Without the freedom to move elsewhere (to the same degree that other nationals may have in moving here), Singaporean nationals are restricted and find themselves squeezed.
A rational argument can be made for the removal of protectionist, “Local First” policies but implementing it right now is untenable.
In any given economy, there are always more consumers than workers because there are retirees, children, unemployed, handicapped and homemakers. The end is always consumption, how to make goods/services better and cheaper in more abundance. A job is just a means to the ends (consumption). Our government understands this but cannot explain itself using my explanation because every other country is doing it. The only reason why other countries are doing it is for political reasons. As usual good politics is bad economics.
The problem with having a libertarian perspective is that Singapore is far from a libertarian society.

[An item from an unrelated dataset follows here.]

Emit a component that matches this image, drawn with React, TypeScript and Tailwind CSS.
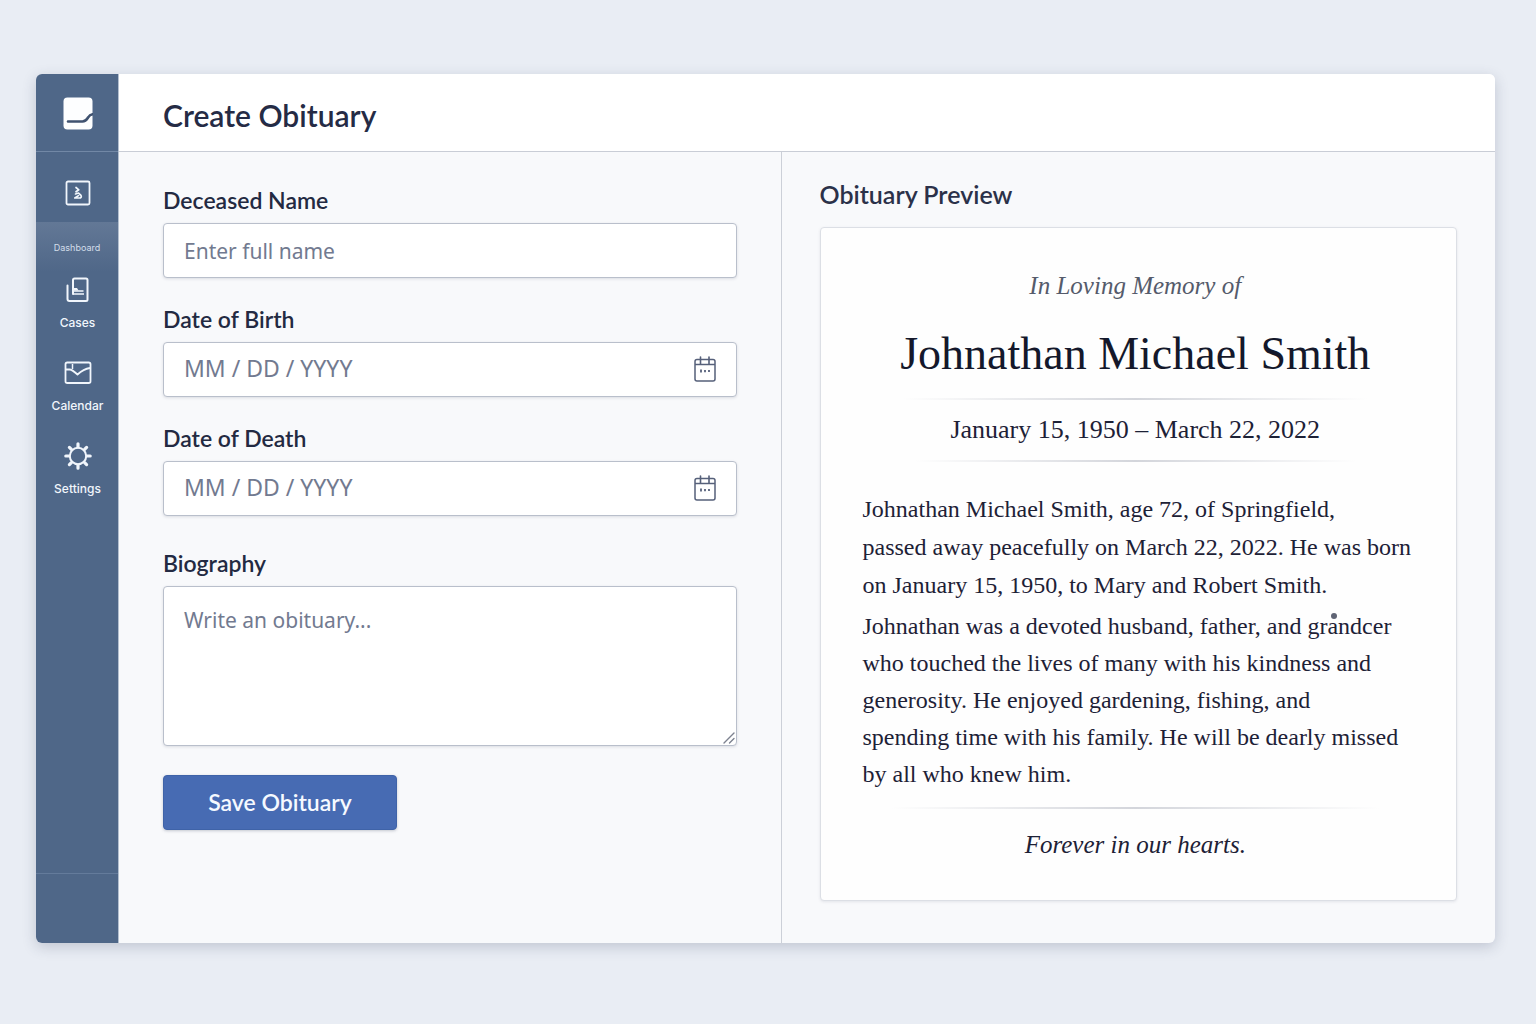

If the government did not penalize me for being a singaporean by taking away 2.5 years of my life and making me uncompetitive in the job market with reservist liabilities, I wouldn’t mind scrapping the singaporeans first policy. Something is needed to be put in place to compensate for these artificially government induced disadvantages.
Anyway you also miss out other macro effects when the labour market gets too free. For example, the structural unemployment that you see in manufacturing jobs in the developed world. That has serious consequences especially when the economy is driven by consumption like in the usa.